Putin accuses US of 'trapping' Snowden in Russia

MOSCOW - Russian President Vladimir Putin on Monday accused the United States of trapping US intelligence leaker Edward Snowden in Moscow, saying he would leave Russia as soon as possible.

"As soon as there's the chance to move somewhere he will certainly do this," Putin said in televised remarks.

"He arrived on our territory uninvited, he did not fly to us, he was flying in transit to other countries," Putin said.

"But as soon as he was in the air, it became known, and our American partners essentially blocked off his further flight."

These were Putin's first public remarks since Snowden met with several rights activists and lawyers Friday at Moscow's Sheremetyevo airport, where he is stranded.

Snowden arrived in Moscow from Hong Kong on June 23 and the US revoked his passport the same day.

Booked on a June 24 flight from Moscow to Havana, Cuba, he never boarded the plane. Snowden has been stranded in the airport's transit zone since then.

Putin said of the United States: "They themselves scared off all the other countries, no one wants to take him, and therefore they essentially themselves trapped him on our territory.

"A nice gift to us for Christmas," he told Russian reporters travelling with him on a visit to the island of Gogland in the Gulf of Finland.

He did not know what would become of Snowden. "How would I know? That's his life, his fate," the president said.

But he did note a change in position by the former NSA contractor. Snowden announced on Friday that he did, after all, want to apply for asylum in Russia until he could travel on to Latin America, where several countries have offered him asylum.

He had withdrawn his initial application after Putin said earlier this month that Snowden could claim asylum in Russia only if he stopped his leaks.

When Snowden announced Friday he was renewing his application, he said he had promised not to harm US interests in the future.

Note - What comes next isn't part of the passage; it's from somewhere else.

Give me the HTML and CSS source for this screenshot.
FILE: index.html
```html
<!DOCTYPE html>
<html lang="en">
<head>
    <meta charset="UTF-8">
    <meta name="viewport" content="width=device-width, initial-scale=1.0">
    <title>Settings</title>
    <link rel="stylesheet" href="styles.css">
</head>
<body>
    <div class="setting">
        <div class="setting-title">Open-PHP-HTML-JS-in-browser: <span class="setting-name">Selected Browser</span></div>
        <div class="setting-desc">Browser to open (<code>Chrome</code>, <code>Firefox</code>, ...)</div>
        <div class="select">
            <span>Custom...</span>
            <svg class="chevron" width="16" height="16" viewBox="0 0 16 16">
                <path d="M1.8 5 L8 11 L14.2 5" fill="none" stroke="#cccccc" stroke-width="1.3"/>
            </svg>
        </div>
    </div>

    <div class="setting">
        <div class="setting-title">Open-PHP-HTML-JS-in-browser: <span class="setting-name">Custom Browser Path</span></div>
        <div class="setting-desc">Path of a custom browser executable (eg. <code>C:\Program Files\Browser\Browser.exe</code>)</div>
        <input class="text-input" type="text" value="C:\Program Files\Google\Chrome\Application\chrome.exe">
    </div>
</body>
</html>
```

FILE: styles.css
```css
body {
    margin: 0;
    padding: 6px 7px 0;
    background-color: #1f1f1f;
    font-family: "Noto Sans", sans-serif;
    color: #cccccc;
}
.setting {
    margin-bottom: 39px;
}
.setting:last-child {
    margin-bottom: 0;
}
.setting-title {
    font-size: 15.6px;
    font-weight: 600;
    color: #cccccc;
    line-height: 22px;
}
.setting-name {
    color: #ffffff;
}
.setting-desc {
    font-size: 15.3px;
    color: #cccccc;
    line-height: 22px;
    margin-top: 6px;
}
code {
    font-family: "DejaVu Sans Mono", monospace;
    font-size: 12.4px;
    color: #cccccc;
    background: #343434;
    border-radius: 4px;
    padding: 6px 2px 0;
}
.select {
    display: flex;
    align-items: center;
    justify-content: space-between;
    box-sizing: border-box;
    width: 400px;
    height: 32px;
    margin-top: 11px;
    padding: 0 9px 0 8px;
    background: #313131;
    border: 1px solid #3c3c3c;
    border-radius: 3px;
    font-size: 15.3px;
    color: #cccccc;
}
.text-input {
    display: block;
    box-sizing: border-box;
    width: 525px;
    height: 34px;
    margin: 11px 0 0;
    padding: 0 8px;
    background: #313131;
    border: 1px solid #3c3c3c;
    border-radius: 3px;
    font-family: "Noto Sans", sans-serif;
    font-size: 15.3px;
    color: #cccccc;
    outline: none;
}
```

"Judging by his latest statement, he is somewhat changing his position," said Putin. "But the situation has not been finally clarified so far."

He said nothing about whether or not Snowden's application would be accepted.

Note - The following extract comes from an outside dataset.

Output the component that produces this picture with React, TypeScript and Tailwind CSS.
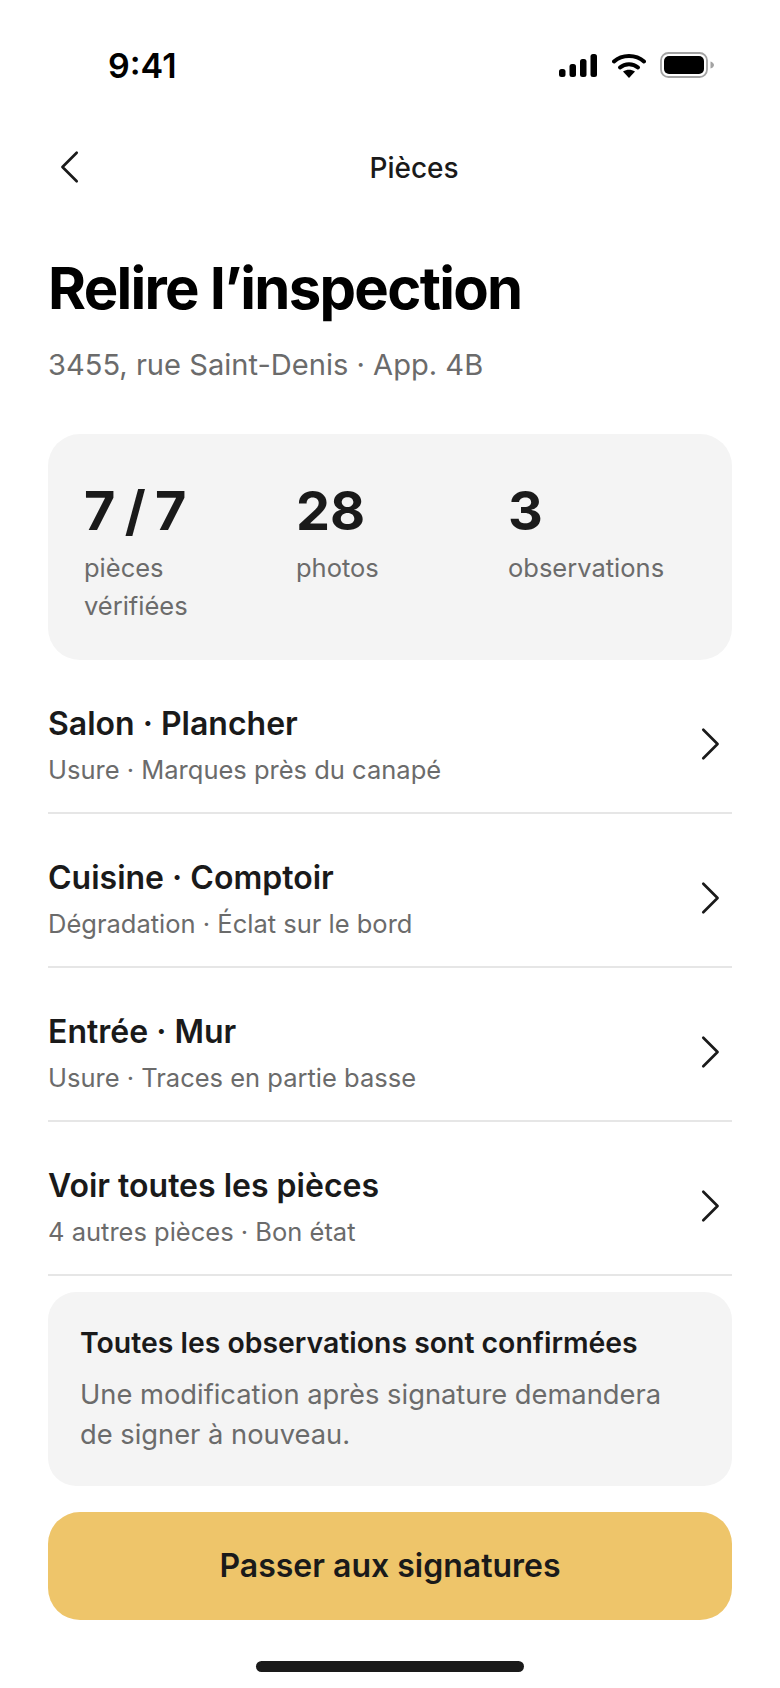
import React from "react";

const rows = [
  { title: "Salon · Plancher", sub: "Usure · Marques près du canapé" },
  { title: "Cuisine · Comptoir", sub: "Dégradation · Éclat sur le bord" },
  { title: "Entrée · Mur", sub: "Usure · Traces en partie basse" },
  { title: "Voir toutes les pièces", sub: "4 autres pièces · Bon état" },
];

const stats = [
  { value: "7 / 7", label: "pièces vérifiées" },
  { value: "28", label: "photos" },
  { value: "3", label: "observations" },
];

function StatusIcons() {
  return (
    <div className="flex items-center">
      <svg width="38" height="24" viewBox="0 0 38 24" fill="#000">
        <rect x="0" y="16" width="6.5" height="8" rx="2.5" />
        <rect x="10.5" y="11" width="6.5" height="13" rx="2.5" />
        <rect x="21" y="6" width="6.5" height="18" rx="2.5" />
        <rect x="31.5" y="1" width="6.5" height="23" rx="2.5" />
      </svg>
      <svg width="34" height="25" viewBox="0 0 34 25" fill="none" className="ml-[15px]">
        <path d="M2 8.5C10 1 24 1 32 8.5" stroke="#000" strokeWidth="4" strokeLinecap="round" />
        <path d="M8 14.5C13 10 21 10 26 14.5" stroke="#000" strokeWidth="4" strokeLinecap="round" />
        <path d="M11 18.5 L17 25 L23 18.5 C19 16 15 16 11 18.5Z" fill="#000" />
      </svg>
      <svg width="54" height="26" viewBox="0 0 54 26" fill="none" className="ml-[14px]">
        <rect x="1" y="1" width="46" height="24" rx="7.5" stroke="#a3a3a3" strokeWidth="1.8" />
        <rect x="4" y="4" width="40" height="18" rx="5" fill="#000" />
        <path d="M50.5 9.5C52.5 10 54 11.5 54 13C54 14.5 52.5 16 50.5 16.5Z" fill="#a3a3a3" />
      </svg>
    </div>
  );
}

export default function App() {
  return (
    <div className="w-[780px] h-[1688px] bg-white flex flex-col font-['Inter',sans-serif] text-[#1a1a1a] overflow-hidden">
      <div className="h-[130px] flex items-start justify-between pt-[47px] pl-[108px] pr-[66px]">
        <span className="text-[34px] leading-[38px] font-semibold text-black">9:41</span>
        <div className="pt-[5px]">
          <StatusIcons />
        </div>
      </div>

      <div className="h-[76px] px-[48px] flex items-center relative">
        <svg width="40" height="40" viewBox="0 0 40 40" fill="none" stroke="#1a1a1a" strokeWidth="2.8" strokeLinecap="round" strokeLinejoin="round" className="ml-[6px]">
          <path d="M26 5 L11 20 L26 35" transform="translate(-2 0) scale(0.95 0.95)" />
        </svg>
        <span className="absolute left-[48px] right-0 text-center text-[28px] font-medium">Pièces</span>
      </div>

      <div className="px-[48px] flex flex-col">
        <h1 className="mt-[50px] text-[58px] leading-[64px] font-bold tracking-[-1.7px] text-black">Relire l’inspection</h1>
        <p className="mt-[26px] text-[29.1px] leading-[38px] text-[#6b6b6b]">3455, rue Saint-Denis · App. 4B</p>

        <div className="mt-[50px] h-[226px] bg-[#f4f4f4] rounded-[32px] px-[36px] pt-[49px] grid grid-cols-3 gap-[24px] items-start">
          {stats.map((s) => (
            <div key={s.value} className="flex flex-col">
              <span className="text-[54px] leading-[56px] font-bold [word-spacing:-3.5px]">{s.value}</span>
              <span className="mt-[10px] text-[25.5px] leading-[38px] text-[#6b6b6b]">{s.label}</span>
            </div>
          ))}
        </div>

        <div className="flex flex-col">
          {rows.map((r) => (
            <div key={r.title} className="h-[154px] pt-[18px] border-b-2 border-[#e6e6e6] flex items-center justify-between">
              <div className="flex flex-col pt-[1px]">
                <span className="text-[32px] leading-[40px] font-semibold">{r.title}</span>
                <span className="mt-[8px] text-[25.5px] leading-[36px] text-[#6b6b6b]">{r.sub}</span>
              </div>
              <svg width="40" height="40" viewBox="0 0 40 40" fill="none" stroke="#1a1a1a" strokeWidth="2.8" strokeLinecap="round" strokeLinejoin="round" className="mr-[2px]">
                <path d="M14 5 L29 20 L14 35" transform="scale(0.95 0.95)" />
              </svg>
            </div>
          ))}
        </div>

        <div className="mt-[16px] h-[194px] bg-[#f4f4f4] rounded-[28px] px-[32px] pt-[31px]">
          <p className="text-[28.4px] leading-[40px] font-semibold">Toutes les observations sont confirmées</p>
          <p className="mt-[12px] text-[27.3px] leading-[40px] text-[#6b6b6b] w-[600px]">Une modification après signature demandera de signer à nouveau.</p>
        </div>

        <button className="mt-[26px] h-[108px] bg-[#eec56a] rounded-[32px] text-[32px] font-semibold">Passer aux signatures</button>
      </div>

      <div className="mt-[41px] mx-auto w-[268px] h-[11px] rounded-full bg-[#1a1a1a]" />
    </div>
  );
}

Putin is set to host US President Barack Obama for a bilateral summit in Moscow followed by the G20 summit in Saint Petersburg in early September.

Putin said Russia had made its position clear to Snowden.

"We have certain ties with the United States. We do not want you through your activity to damage our ties with the States."

Snowden had vowed to continue his activism, said Putin.

"We said: 'That will be without us, then. We have other battles to fight,'" he said with a smile.

In a sign that Moscow may seriously consider an application from him, the speaker of the lower house of parliament, the State Duma, Sergei Naryshkin, has said that Snowden could apply for either temporary asylum or political asylum.

Requests for political asylum are reviewed by the Kremlin and granted by the president.

Observers have noted that Snowden's Friday meeting did not include some figures likely to upset Putin, such as Russia's best-known rights campaigners or organisations that deal with refugees.

Among those who did attend was Vyacheslav Nikonov, a lawmaker from the ruling party United Russia, who would probably not have been known to Snowden before his arrival in Russia.

Washington has reacted sharply to the possibility that Moscow might offer Snowden a safe haven and accused it of providing him with a "propaganda platform".

In Latin American meanwhile, Spain's ambassador to Bolivia said Madrid had apologised for an incident earlier this month, when it closed its airspace to a plane carrying President Evo Morales.

Morales was flying back from Moscow at the time and was forced to stop overnight in Vienna after Spain, France, Italy and Portugal all acted following rumours that Snowden was on board.